I would have to look at the code to see how it is handled, but at least in that case the Timer structure still exists so could record that the stop happened and the START_DONT_TRACE could see that the system changed and not restart. This get around the undefined behavior of using something that has been deleted, and moves you into just atomic race conditions.

Hi Steve - yes I agree the issue does appear to affect both stop and delete. Deferring those to one of your own task’s contexts (instead of from the timer task’s context) should be a solid workaround for you.

Hi Jeff, I understand your comment but it feels like a bit of a dodge to me. I can understand the “don’t delete a timer in it’s callback” comment, I’m with you there. The “don’t stop a timer in it’s callback” is a bit harder to understand. This feels much more like a timer bug. I suppose the alternative to calling it a bug is to call it out in the documentation as an unsupported behavior. I didn’t see it called out in the documentation, maybe I missed it. Both items would have been helpful to know when we started our project many moons ago. Just my two cents. Thanks, Steve.

Just for clarity, deleting a timer from its callback function is normally fine, even if it’s an auto-reload timer. Similarly, stopping an auto-reload timer from its callback function is also normally fine.
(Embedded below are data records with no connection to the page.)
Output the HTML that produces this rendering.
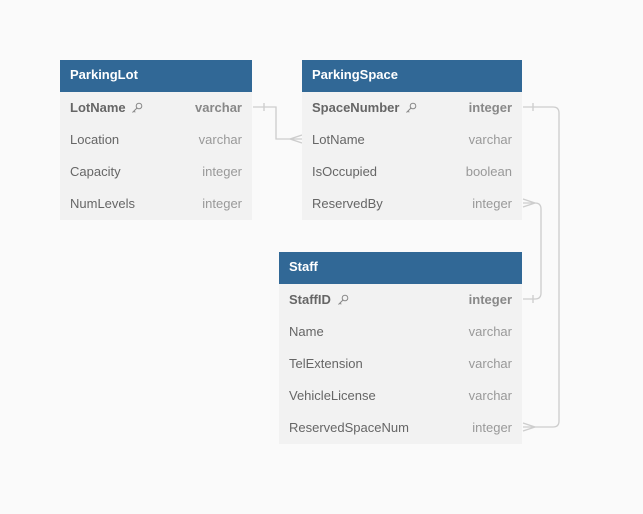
<!DOCTYPE html>
<html><head><style>
body{margin:0;width:643px;height:514px;background:#fafafa;font-family:"Liberation Sans",sans-serif;position:relative;overflow:hidden}
.t{position:absolute;background:#f2f2f2}
.h{height:32px;background:#316896;color:#fff;font-weight:bold;font-size:13px;line-height:30px;padding-left:10px}
.r{height:32px;line-height:31px;font-size:13px;color:#666;padding:0 10px;display:flex;justify-content:space-between}
.r span:last-child{color:#999}
.r.b{font-weight:bold;color:#666}
.r.b span:last-child{color:#888}
.k{display:inline-block;vertical-align:-2px;margin-left:2px}
</style></head><body>
<svg width="643" height="514" style="position:absolute;left:0;top:0" fill="none" stroke="#cdcdcd" stroke-width="1.3">
<path d="M253 107 H276 V139 H302"/><path d="M264 103 V111"/><path d="M290 139 L302 135 M290 139 L302 143"/>
<path d="M523 107 H553 Q559 107 559 113 V421 Q559 427 553 427 H523"/><path d="M533 103 V111"/><path d="M535 427 L523 423 M535 427 L523 431"/>
<path d="M523 203 H535 Q541 203 541 209 V293 Q541 299 535 299 H523"/><path d="M533 295 V303"/><path d="M535 203 L523 199 M535 203 L523 207"/>
</svg>
<div class="t" style="left:60px;top:60px;width:192px">
<div class="h">ParkingLot</div>
<div class="r b"><span>LotName <svg class="k" width="12" height="12" viewBox="0 0 12 12" fill="none" stroke="#888" stroke-width="1"><circle cx="8" cy="4" r="2.8"/><path d="M6 6 L1.5 10.5 M3 9 L4.3 10.3"/></svg></span><span>varchar</span></div>
<div class="r"><span>Location</span><span>varchar</span></div>
<div class="r"><span>Capacity</span><span>integer</span></div>
<div class="r"><span>NumLevels</span><span>integer</span></div>
</div>
<div class="t" style="left:302px;top:60px;width:220px">
<div class="h">ParkingSpace</div>
<div class="r b"><span>SpaceNumber <svg class="k" width="12" height="12" viewBox="0 0 12 12" fill="none" stroke="#888" stroke-width="1"><circle cx="8" cy="4" r="2.8"/><path d="M6 6 L1.5 10.5 M3 9 L4.3 10.3"/></svg></span><span>integer</span></div>
<div class="r"><span>LotName</span><span>varchar</span></div>
<div class="r"><span>IsOccupied</span><span>boolean</span></div>
<div class="r"><span>ReservedBy</span><span>integer</span></div>
</div>
<div class="t" style="left:279px;top:252px;width:243px">
<div class="h">Staff</div>
<div class="r b"><span>StaffID <svg class="k" width="12" height="12" viewBox="0 0 12 12" fill="none" stroke="#888" stroke-width="1"><circle cx="8" cy="4" r="2.8"/><path d="M6 6 L1.5 10.5 M3 9 L4.3 10.3"/></svg></span><span>integer</span></div>
<div class="r"><span>Name</span><span>varchar</span></div>
<div class="r"><span>TelExtension</span><span>varchar</span></div>
<div class="r"><span>VehicleLicense</span><span>varchar</span></div>
<div class="r"><span>ReservedSpaceNum</span><span>integer</span></div>
</div>
</body></html>
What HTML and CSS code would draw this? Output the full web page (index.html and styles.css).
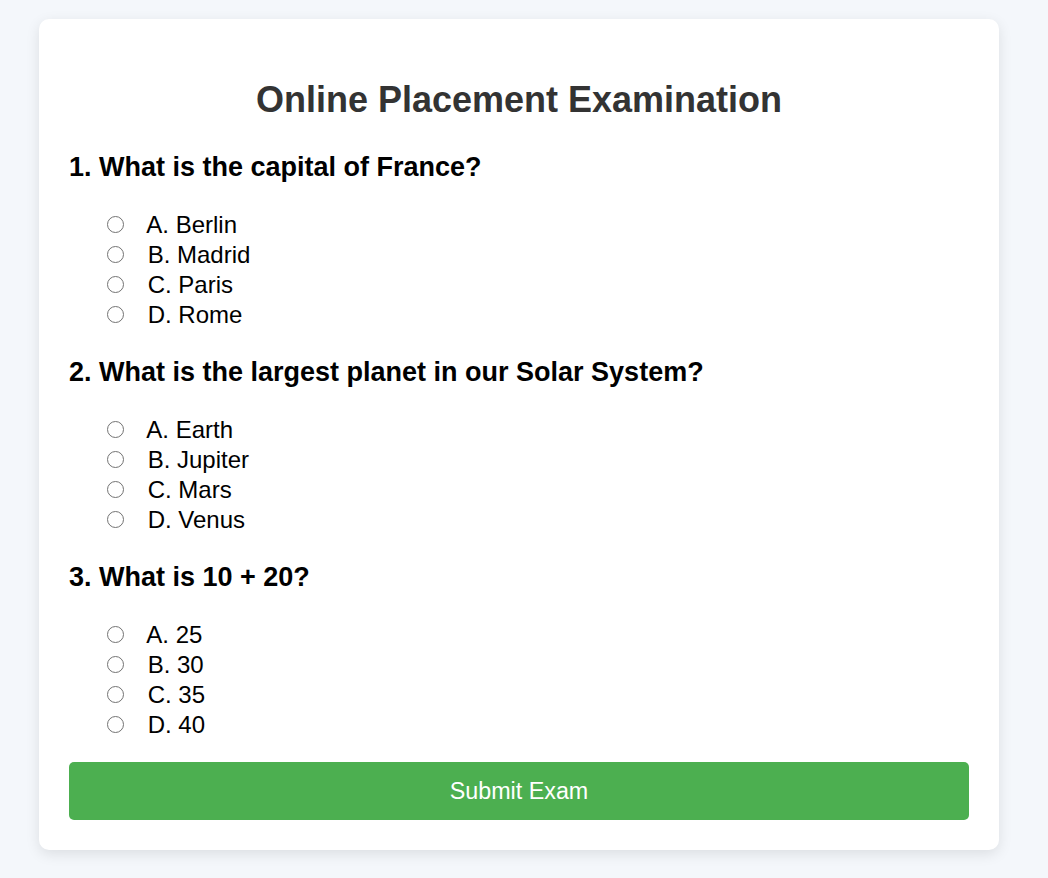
FILE: index.html
```html
<!DOCTYPE html>
<html lang="en">
<head>
<meta charset="utf-8">
<title>Online Placement Examination</title>
<link rel="stylesheet" href="styles.css">
</head>
<body>
<div class="container">
  <h1 class="title">Online Placement Examination</h1>
  <form class="exam">
    <div class="question">
      <h2 class="q-title">1. What is the capital of France?</h2>
      <label class="option"><input type="radio" name="q1"> A. Berlin</label>
      <label class="option"><input type="radio" name="q1"> B. Madrid</label>
      <label class="option"><input type="radio" name="q1"> C. Paris</label>
      <label class="option"><input type="radio" name="q1"> D. Rome</label>
    </div>
    <div class="question">
      <h2 class="q-title">2. What is the largest planet in our Solar System?</h2>
      <label class="option"><input type="radio" name="q2"> A. Earth</label>
      <label class="option"><input type="radio" name="q2"> B. Jupiter</label>
      <label class="option"><input type="radio" name="q2"> C. Mars</label>
      <label class="option"><input type="radio" name="q2"> D. Venus</label>
    </div>
    <div class="question">
      <h2 class="q-title">3. What is 10 + 20?</h2>
      <label class="option"><input type="radio" name="q3"> A. 25</label>
      <label class="option"><input type="radio" name="q3"> B. 30</label>
      <label class="option"><input type="radio" name="q3"> C. 35</label>
      <label class="option"><input type="radio" name="q3"> D. 40</label>
    </div>
    <button type="button" class="submit">Submit Exam</button>
  </form>
</div>
</body>
</html>
```
FILE: styles.css
```css
html, body {
  margin: 0;
  padding: 0;
}
body {
  background: #f4f7fb;
  font-family: "Liberation Sans", Arial, sans-serif;
  padding: 19px 0 28px;
}
.container {
  width: 900px;
  margin-left: 39px;
  padding: 30px;
  background: #ffffff;
  border-radius: 10px;
  box-shadow: 0 4px 14px rgba(0, 0, 0, 0.1);
}
.title {
  margin: 30px 0 31px;
  font-size: 36px;
  line-height: 42px;
  font-weight: bold;
  text-align: center;
  color: #333333;
}
.exam {
  margin: 0;
}
.question + .question {
  margin-top: 27px;
}
.q-title {
  margin: 0 0 28px;
  font-size: 27px;
  line-height: 30px;
  font-weight: bold;
  color: #000000;
}
.option {
  display: flex;
  align-items: center;
  padding-left: 38px;
  font-size: 24px;
  line-height: 30px;
  color: #000000;
  white-space: pre;
}
.option input {
  -webkit-appearance: none;
  appearance: none;
  width: 17px;
  height: 17px;
  margin: 0 17px 2px 0;
  border: 1.4px solid #737373;
  border-radius: 50%;
  background: #ffffff;
  flex: none;
}
.submit {
  display: block;
  width: 100%;
  height: 58px;
  margin-top: 22px;
  border: none;
  border-radius: 5px;
  background: #4caf50;
  color: #ffffff;
  font-family: "Liberation Sans", Arial, sans-serif;
  font-size: 23.3px;
  cursor: pointer;
}
```
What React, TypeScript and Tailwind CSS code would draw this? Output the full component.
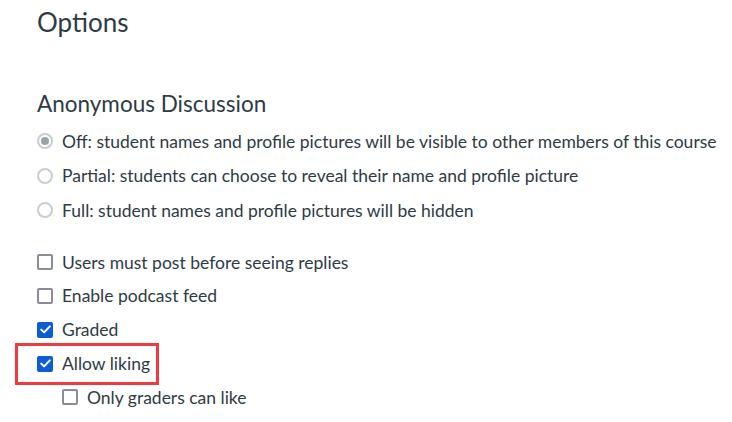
const radios = [
  { label: "Off: student names and profile pictures will be visible to other members of this course", checked: true },
  { label: "Partial: students can choose to reveal their name and profile picture", checked: false },
  { label: "Full: student names and profile pictures will be hidden", checked: false },
];

function Radio({ checked }: { checked: boolean }) {
  return (
    <span className="flex justify-center items-center border-2 border-[#c7cdd1] rounded-full w-4 h-4 shrink-0 bg-white">
      {checked && <span className="bg-[#9aa3a8] rounded-full w-2 h-2" />}
    </span>
  );
}

function Checkbox({ checked }: { checked: boolean }) {
  if (checked) {
    return (
      <span className="flex justify-center items-center bg-[#0b5cd5] rounded-[2px] w-4 h-4 shrink-0">
        <svg width="11" height="9" viewBox="0 0 11 9" fill="none">
          <path d="M1.2 4.6 L4.1 7.4 L9.8 1.4" stroke="white" strokeWidth="2" strokeLinecap="round" strokeLinejoin="round" />
        </svg>
      </span>
    );
  }
  return <span className="border-2 border-[#8b8b9b] rounded-[2px] w-4 h-4 shrink-0 bg-white" />;
}

function CheckRow({ label, checked }: { label: string; checked: boolean }) {
  return (
    <div className="flex items-center gap-[9px] h-[33.75px]">
      <Checkbox checked={checked} />
      <span>{label}</span>
    </div>
  );
}

export default function App() {
  return (
    <div className="bg-white w-[732px] h-[422px] overflow-hidden pl-[37px] pt-[3px] text-[#2d3b45] text-[17.5px] leading-none font-['Lato','Liberation_Sans',sans-serif]">
      <h1 className="flex items-center h-[38px] text-[26px]">Options</h1>

      <h2 className="flex items-center mt-[44px] h-[38px] text-[22.5px]">Anonymous Discussion</h2>

      <div className="flex flex-col mt-[1px]">
        {radios.map((r) => (
          <div key={r.label} className="flex items-center gap-[9px] h-[34.5px]">
            <Radio checked={r.checked} />
            <span>{r.label}</span>
          </div>
        ))}
      </div>

      <div className="flex flex-col mt-[18px]">
        <CheckRow label="Users must post before seeing replies" checked={false} />
        <CheckRow label="Enable podcast feed" checked={false} />
        <CheckRow label="Graded" checked={true} />
        <div className="relative">
          <CheckRow label="Allow liking" checked={true} />
          {/* annotation box */}
          <div className="absolute top-[-4px] left-[-22px] w-[144px] h-[42px] border-[3px] border-[#ef3a3f] pointer-events-none" />
        </div>
        <div className="pl-[25px]">
          <CheckRow label="Only graders can like" checked={false} />
        </div>
      </div>
    </div>
  );
}
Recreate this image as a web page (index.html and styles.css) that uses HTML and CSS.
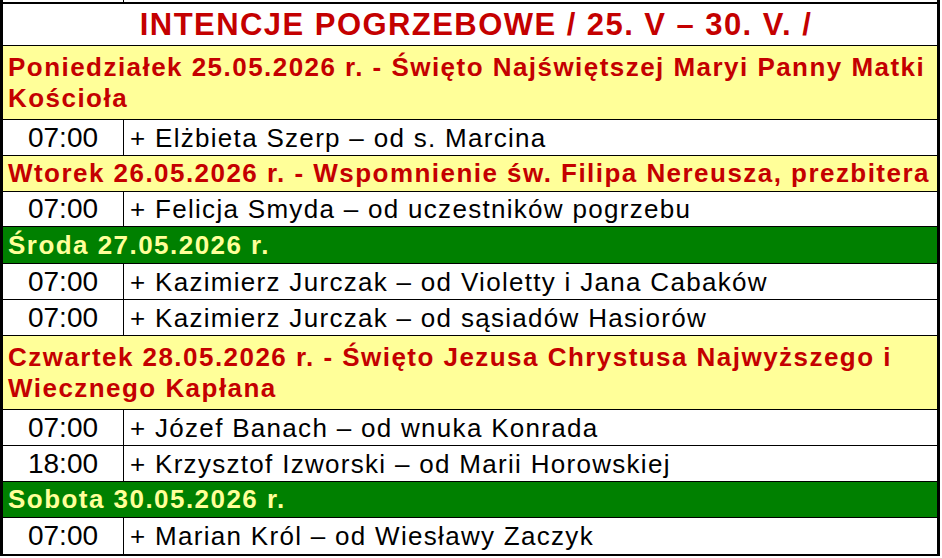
FILE: index.html
```html
<!DOCTYPE html>
<html lang="pl">
<head>
<meta charset="utf-8">
<title>Intencje pogrzebowe</title>
<link rel="stylesheet" href="styles.css">
</head>
<body>
<div class="sheet">
  <div class="row stub"><div class="time"></div><div class="name"></div></div>
  <div class="title">INTENCJE POGRZEBOWE / 25. V – 30. V. /</div>

  <div class="day feast two">Poniedziałek 25.05.2026 r. - Święto Najświętszej Maryi Panny Matki Kościoła</div>
  <div class="row"><div class="time">07:00</div><div class="name">+ Elżbieta Szerp – od s. Marcina</div></div>

  <div class="day feast">Wtorek 26.05.2026 r. - Wspomnienie św. Filipa Nereusza, prezbitera</div>
  <div class="row h35"><div class="time">07:00</div><div class="name">+ Felicja Smyda – od uczestników pogrzebu</div></div>

  <div class="day green h37">Środa 27.05.2026 r.</div>
  <div class="row"><div class="time">07:00</div><div class="name">+ Kazimierz Jurczak – od Violetty i Jana Cabaków</div></div>
  <div class="row"><div class="time">07:00</div><div class="name">+ Kazimierz Jurczak – od sąsiadów Hasiorów</div></div>

  <div class="day feast two">Czwartek 28.05.2026 r. - Święto Jezusa Chrystusa Najwyższego i Wiecznego Kapłana</div>
  <div class="row"><div class="time">07:00</div><div class="name">+ Józef Banach – od wnuka Konrada</div></div>
  <div class="row"><div class="time">18:00</div><div class="name">+ Krzysztof Izworski – od Marii Horowskiej</div></div>

  <div class="day green">Sobota 30.05.2026 r.</div>
  <div class="row last"><div class="time">07:00</div><div class="name">+ Marian Król – od Wiesławy Zaczyk</div></div>
</div>
</body>
</html>
```

FILE: styles.css
```css
html, body {
  margin: 0;
  padding: 0;
  background: #ffffff;
}

.sheet {
  width: 940px;
  box-sizing: border-box;
  border-left: 3px solid #000;
  border-right: 3px solid #000;
  font-family: "Liberation Sans", Arial, sans-serif;
  color: #000;
}

.row {
  display: flex;
  height: 36px;
  box-sizing: border-box;
  border-bottom: 1px solid #000;
  background: #fff;
}

.row.h35 { height: 35px; }

.row.stub {
  height: 2px;
  border-bottom: 0;
}

.row.last {
  height: 38px;
  border-bottom: 2px solid #000;
}

.time {
  flex: 0 0 auto;
  width: 121px;
  box-sizing: border-box;
  border-right: 1px solid #000;
  display: flex;
  align-items: center;
  justify-content: center;
  font-size: 28px;
  line-height: 30px;
}

.name {
  flex: 1 1 auto;
  display: flex;
  align-items: center;
  padding-left: 6px;
  font-size: 26px;
  letter-spacing: 1.3px;
  line-height: 30px;
  white-space: nowrap;
}

.title {
  height: 44px;
  box-sizing: border-box;
  border-top: 2px solid #000;
  border-bottom: 1px solid #000;
  display: flex;
  align-items: center;
  justify-content: center;
  padding-left: 12px;
  font-size: 31px;
  font-weight: bold;
  letter-spacing: 1.45px;
  color: #c40000;
  line-height: 34px;
}

.day {
  height: 36px;
  box-sizing: border-box;
  border-bottom: 1px solid #000;
  display: flex;
  align-items: center;
  padding-left: 5px;
  font-size: 26px;
  font-weight: bold;
  letter-spacing: 1.46px;
  line-height: 30.6px;
}

.day.two { height: 74px; }
.day.h37 { height: 37px; }

.feast {
  background: #ffff99;
  color: #c40000;
}

.green {
  background: #008000;
  color: #ffff99;
}
```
However, if the timer task falls far behind in its work, auto-reload timers may not stop/delete properly. It seems that use case hasn’t gotten much attention in the code or docs. But it’s a strange use case.

In fact, I don’t see how you have this use case at all. Since your timer task has a high priority, it shouldn’t be falling behind, and it definitely shouldn’t be falling far enough behind to cause this issue.

Are you doing anything in your timer callback functions that can block or take a long time? Any combination of ISRs that can take a long time? You’re looking for something that can starve the timer task for two full timer periods.

This issue occurs in one particular timer usage. This timers callback function is relatively short, although this can be deceiving, but there is no blocking involved. What I can say is that we are working on downgrading the microcontroller that this code runs within, so the case where this is occurring is code that works fine at a higher speed but crashes at a lower speed. This I’m sure will lead the thoughts that we are spending too much time in the callback, which I certainly cannot argue away. As far as ISR’s, we have a few, but not that many and generally short, most things are done via polling with delays. I also wanted to reiterate that this issue is hit only occasionally. We were seeing the crashes sometimes after 100’s of iterations without seeing the issue. My guess at this point is the issue is due to some timing that we are right on the edge of. Of course it easy to say we should re-structure our code but not always as easy to do. I have a work-around now, by tracking deletions and stops within the command queue processing of loop. My goal here was to gather more information from people more familiar with the inner workings of the timers, which I have certainly accomplished (thanks to your and Richard’s comments) and hopefully to help others or help the FreeRTOS baseline.

Understood. Keep in mind as you move ahead that all of the timer callbacks (not just the one for the timer giving you trouble) are at issue here. All timer callbacks should be short. And even more importantly, timer callbacks must never block.

One possible justification for all the labor of restructuring – you may already have timers falling behind schedule, even at your current higher clock speed. Seems that is the case anyway. That may be causing other issues worth fixing.

FYI, the START_DONT_TRACE race condition is eliminated in PR 305.